Gordon-Levitt said that while he was tempted to judge Kalanick, as he learned more about him — including by talking to people who worked with him — he came to see him as the product of a culture obsessed with winning.

“From what I can gather — from the book, and from the people that I spoke to — he was always convinced that he was doing the right thing,” he said. “That’s something that probably all of us humans do at different times, when we get focused on a certain goal and we get Machiavellian. We think, ‘This goal is so good, and if I have to make other compromises on the way, it’s worth it.’”

The “ideation rooms” and Soylent diets of Silicon Valley hardly make for the most naturally compelling drama. So the creative team added flourishes like a garish green font that underscores big moments and animated power rankings for the major players. Above all, it has a pulsing soundtrack to accompany Uber’s heart-pounding quest for world domination.

“It’s fun, it’s fireworks, and, in a way, it’s theater,” Gordon-Levitt said. “I really applaud Brian and David for being able to provoke questions about these larger issues in the world while spending most of their energy just putting on a great, fun show.”

Danish Siddiqui/Reuters

Although all the characters traffic in the usual over-the-top, boastful Silicon Valley lingo, it is Gordon-Levitt’s Kalanick who most aggressively embodies the self-aggrandizing, antagonistic clichés of start-up bro culture. At one point in the series, Kalanick’s mentor, the venture capitalist Bill Gurley (Kyle Chandler), says of Kalanick: “The best thing about Travis is he’ll run through walls to win. The worst thing about him is he thinks everything’s a wall.”

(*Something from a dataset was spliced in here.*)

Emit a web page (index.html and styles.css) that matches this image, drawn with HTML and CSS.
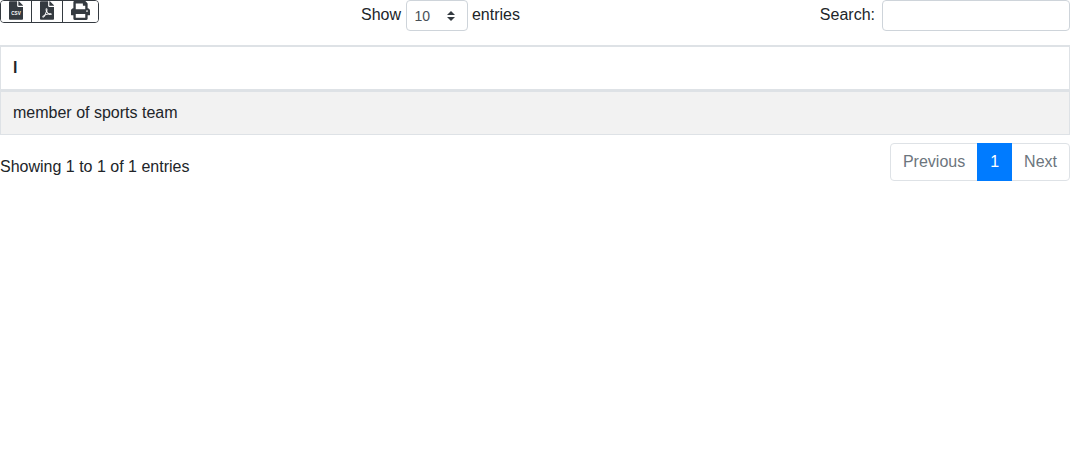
FILE: index.html
```html
<!DOCTYPE html>
<html lang="en">
<head>
  <meta charset="UTF-8">
  <meta name="viewport" content="width=device-width, initial-scale=1.0">
  <title>Entries</title>
  <link rel="stylesheet" href="styles.css">
</head>
<body>

<div class="top-row">
  <div class="export-buttons">
    <button type="button" class="export-btn" title="CSV">
      <svg class="icon icon-file" viewBox="0 0 384 512">
        <path d="M224 136V0H24C10.7 0 0 10.7 0 24v464c0 13.3 10.7 24 24 24h336c13.3 0 24-10.7 24-24V160H248c-13.2 0-24-10.8-24-24zm160-14.1v6.1H256V0h6.1c6.4 0 12.5 2.5 17 7l97.9 98c4.5 4.5 7 10.6 7 16.9z"/>
        <text class="icon-label" x="192" y="380" text-anchor="middle" textLength="260" lengthAdjust="spacingAndGlyphs">CSV</text>
      </svg>
    </button>
    <button type="button" class="export-btn" title="PDF">
      <svg class="icon icon-file" viewBox="0 0 384 512">
        <path d="M181.9 256.1c-5-16-4.9-46.9-2-46.9 8.4 0 7.6 36.9 2 46.9zm-1.7 47.2c-7.7 20.2-17.3 43.3-28.4 62.7 18.3-7 39-17.2 62.9-21.9-12.7-9.6-24.9-23.4-34.5-40.8zM86.1 428.1c0 .8 13.2-5.4 34.9-40.2-6.7 6.3-29.1 24.5-34.9 40.2zM248 160h136v328c0 13.3-10.7 24-24 24H24c-13.3 0-24-10.7-24-24V24C0 10.7 10.7 0 24 0h200v136c0 13.2 10.8 24 24 24zm-8 171.8c-20-12.2-33.3-29-42.7-53.8 4.5-18.5 11.6-46.6 6.2-64.2-4.7-29.4-42.4-26.5-47.8-6.8-5 18.3-.4 44.1 8.1 77-11.6 27.6-28.7 64.6-40.8 85.8-.1 0-.1.1-.2.1-27.1 13.9-73.6 44.5-54.5 68 5.6 6.9 16 10 21.5 10 17.9 0 35.7-18 61.1-61.8 25.8-8.5 54.1-19.1 79-23.2 21.7 11.8 47.1 19.5 64 19.5 29.2 0 31.2-32 19.7-43.4-13.9-13.6-54.3-9.7-73.6-7.2zM377 105L279 7c-4.5-4.5-10.6-7-17-7h-6v128h128v-6.1c0-6.3-2.5-12.4-7-16.9zm-74.1 255.3c4.1-2.7-2.5-11.9-42.8-9 37.1 15.8 42.8 9 42.8 9z"/>
      </svg>
    </button>
    <button type="button" class="export-btn" title="Print">
      <svg class="icon icon-print" viewBox="0 0 512 512">
        <path d="M448 192V77.25c0-8.49-3.37-16.62-9.37-22.63L393.37 9.37c-6-6-14.14-9.37-22.63-9.37H96C78.33 0 64 14.33 64 32v160c-35.35 0-64 28.65-64 64v112c0 8.84 7.16 16 16 16h48v96c0 17.67 14.33 32 32 32h320c17.67 0 32-14.33 32-32v-96h48c8.84 0 16-7.16 16-16V256c0-35.35-28.65-64-64-64zm-64 256H128v-96h256v96zm0-224H128V64h192v48c0 8.84 7.16 16 16 16h48v96zm48 72c-13.25 0-24-10.75-24-24 0-13.26 10.75-24 24-24s24 10.74 24 24c0 13.25-10.75 24-24 24z"/>
      </svg>
    </button>
  </div>

  <label class="length-control">
    Show
    <select class="length-select">
      <option>10</option>
      <option>25</option>
      <option>50</option>
      <option>100</option>
    </select>
    entries
  </label>

  <label class="search-control">
    Search:
    <input type="search" class="search-input">
  </label>
</div>

<table class="data-table">
  <thead>
    <tr><th>l</th></tr>
  </thead>
  <tbody>
    <tr class="row-odd"><td>member of sports team</td></tr>
  </tbody>
</table>

<div class="bottom-row">
  <div class="table-info">Showing 1 to 1 of 1 entries</div>
  <ul class="pagination">
    <li class="page-item disabled"><a href="#">Previous</a></li>
    <li class="page-item active"><a href="#">1</a></li>
    <li class="page-item disabled"><a href="#">Next</a></li>
  </ul>
</div>

</body>
</html>
```

FILE: styles.css
```css
body {
  font-family: "Liberation Sans", Arial, sans-serif;
  font-size: 16px;
  line-height: 24px;
  color: #212529;
  background: #fff;
  margin: 0;
}

.top-row {
  display: grid;
  grid-template-columns: 99px 1fr 250px;
  align-items: start;
  height: 45px;
}

.export-buttons {
  display: flex;
  box-sizing: border-box;
  height: 23px;
  border: 1px solid #343a40;
  border-radius: 4px;
  overflow: hidden;
}
.export-btn {
  display: flex;
  padding: 0 8px;
  margin: 0;
  background: #fff;
  border: none;
  border-right: 1px solid #343a40;
}
.export-btn:last-child {
  border-right: none;
}
.icon {
  display: block;
  height: 19px;
  fill: #343a40;
}
.icon-file {
  width: 14px;
}
.icon-print {
  width: 19px;
}
.icon-label {
  font-family: "Liberation Sans", Arial, sans-serif;
  font-size: 165px;
  font-weight: bold;
  fill: #fff;
}

.length-control {
  display: flex;
  justify-content: center;
  align-items: flex-start;
  gap: 4.45px;
  padding-right: 38px;
  line-height: 29px;
}
.length-select {
  width: 62px;
  height: 31px;
  padding: 4px 24px 4px 8px;
  font-family: inherit;
  font-size: 14px;
  color: #495057;
  border: 1px solid #ced4da;
  border-radius: 4px;
  appearance: none;
  background: #fff url("data:image/svg+xml,%3csvg xmlns='http://www.w3.org/2000/svg' width='4' height='5' viewBox='0 0 4 5'%3e%3cpath fill='%23343a40' d='M2 0L0 2h4zm0 5L0 3h4z'/%3e%3c/svg%3e") no-repeat right 12px center / 8px 10px;
}

.search-control {
  display: flex;
  justify-content: flex-end;
  align-items: flex-start;
  gap: 7px;
  line-height: 29px;
}
.search-input {
  width: 188px;
  height: 31px;
  box-sizing: border-box;
  padding: 4px 8px;
  font-size: 14px;
  border: 1px solid #ced4da;
  border-radius: 4px;
}

.data-table {
  width: 100%;
  border-collapse: separate;
  border-spacing: 0;
  border: 1px solid #dee2e6;
}
.data-table th,
.data-table td {
  padding: 8.5px 12px 9.5px;
  text-align: left;
}
.data-table th {
  border-top: 1px solid #dee2e6;
  border-bottom: 2px solid #dee2e6;
}
.data-table td {
  border-top: 1px solid #dee2e6;
}
.row-odd {
  background: #f2f2f2;
}

.bottom-row {
  display: flex;
  justify-content: space-between;
  align-items: flex-start;
  margin-top: 8px;
}
.table-info {
  padding-top: 12px;
}
.pagination {
  display: flex;
  list-style: none;
  margin: 0;
  padding: 0;
}
.page-item a {
  display: block;
  padding: 6px 12px;
  margin-left: -1px;
  text-decoration: none;
  border: 1px solid #dee2e6;
  background: #fff;
}
.page-item:first-child a {
  margin-left: 0;
  border-radius: 4px 0 0 4px;
}
.page-item:last-child a {
  border-radius: 0 4px 4px 0;
}
.page-item.disabled a {
  color: #6c757d;
}
.page-item.active a {
  position: relative;
  color: #fff;
  background: #007bff;
  border-color: #007bff;
}
```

It’s a great line. It was also taken from real life. “That was Mark Cuban’s take on Travis,” Gordon-Levitt explained. (Cuban passed on the opportunity to invest in Uber, a decision he has said he regrets.) “That was a real quote. He said it to me; he said it to Brian.”

It was Gurley’s task to rein in Kalanick’s more destructive excesses. As depicted in the series, those included turning a blind eye to — and even encouraging — a cutthroat workplace culture, casting aside the law when it curtailed his ambitions and bragging about the sexual conquests Uber afforded him. (In a 2014 interview with GQ, he appeared to refer to his growing sex appeal as “Boob-er.”)

Gurley eventually staged a coup to oust Kalanick from the company, but only after supporting Kalanick for years.

“Travis is Icarus,” Chandler said. “And Bill is trying to explain to Icarus not to go too high or too low. He was always keeping him in the middle.”

But as much as Uber was steeped in bro culture, men aren’t the only ones who wield power and influence in “Super Pumped.” (Bro-ness is, in some respects, a state of mind.) Travis’s biggest mentor, perhaps, is his business-savvy mother (Elisabeth Shue). Arianna Huffington (Uma Thurman), who joined Uber’s board in 2016, is a commanding presence from the moment Travis meets her.

As Uber’s first female board member, Huffington helped look into the company’s handling of the sexual harassment accusations. She was later criticized for some of her public statements, in which she described the harassment as not a “systemic problem,” and for defending Kalanick. Eventually, Kalanick was pushed out, and Huffington left the company two years later, in 2019.

Thurman, who plays her with a Greek accent fine-tuned by hours of listening to recordings of her talks, said she didn’t try to persuade viewers to be for or against Huffington.

“She’s a brave, inventive thinker,” said Thurman, who has met the real Huffington many times and always found her “strong-willed.” “She’s funny, smart and pragmatic but also dominates every scene she’s in. It’s emboldening for me as a woman to play someone with so much confidence and such intellect.”

Michelle Groskopf for The New York Times

UNLIKE A CLASSIC GREEK TRAGEDY, the Uber story does not end with the death of the protagonist — or the company. The lying, the spying, the lawbreaking: It all paid off.

Despite a high-profile ouster that left his personal reputation in shambles, Kalanick, by all accounts, is doing just fine. A billionaire, he is the chief executive of a company focused on developing distressed real estate and is building a ghost kitchen empire in Europe.

Uber’s prospects are similarly peachy. After a disappointing initial public offering in 2019 under Kalanick’s replacement as chief executive, Dara Khosrowshahi, the company’s market capitalization fluctuated but ultimately held steady at a valuation of over $70 billion. Uber has about 118 million monthly active users around the world.

Which is to say, Silicon Valley types may increasingly be the bad guys in popular culture, but they appear to be here to stay.

“What’s most fascinating about the story isn’t just Uber itself or Travis himself, but the larger cultural trends that led to Uber becoming inevitable,” Gordon-Levitt said. “When entrepreneurs are held accountable for profits and profits only, you get these companies that grow incredibly fast and achieve incredible success, but at what cost?”

It’s a question “Super Pumped” hopes to continue exploring in future seasons, which will focus on other moments in business history that have changed the cultural landscape. (Showtime announced last week that the series had been renewed for a second season, which will focus on the boom years of what used to be called Facebook — now Meta — specifically the relationship between Mark Zuckerberg and its chief operating officer, Sheryl Sandberg.)

Will Big Tech ever put people above profits? Can wannabe disrupters succeed without compromising their morals? Can good and greed coexist?

Is it even possible to be an ethical billionaire?

“Is it possible?” Schacter said. “Sure.”

“Have we met one?” she continued. “No.”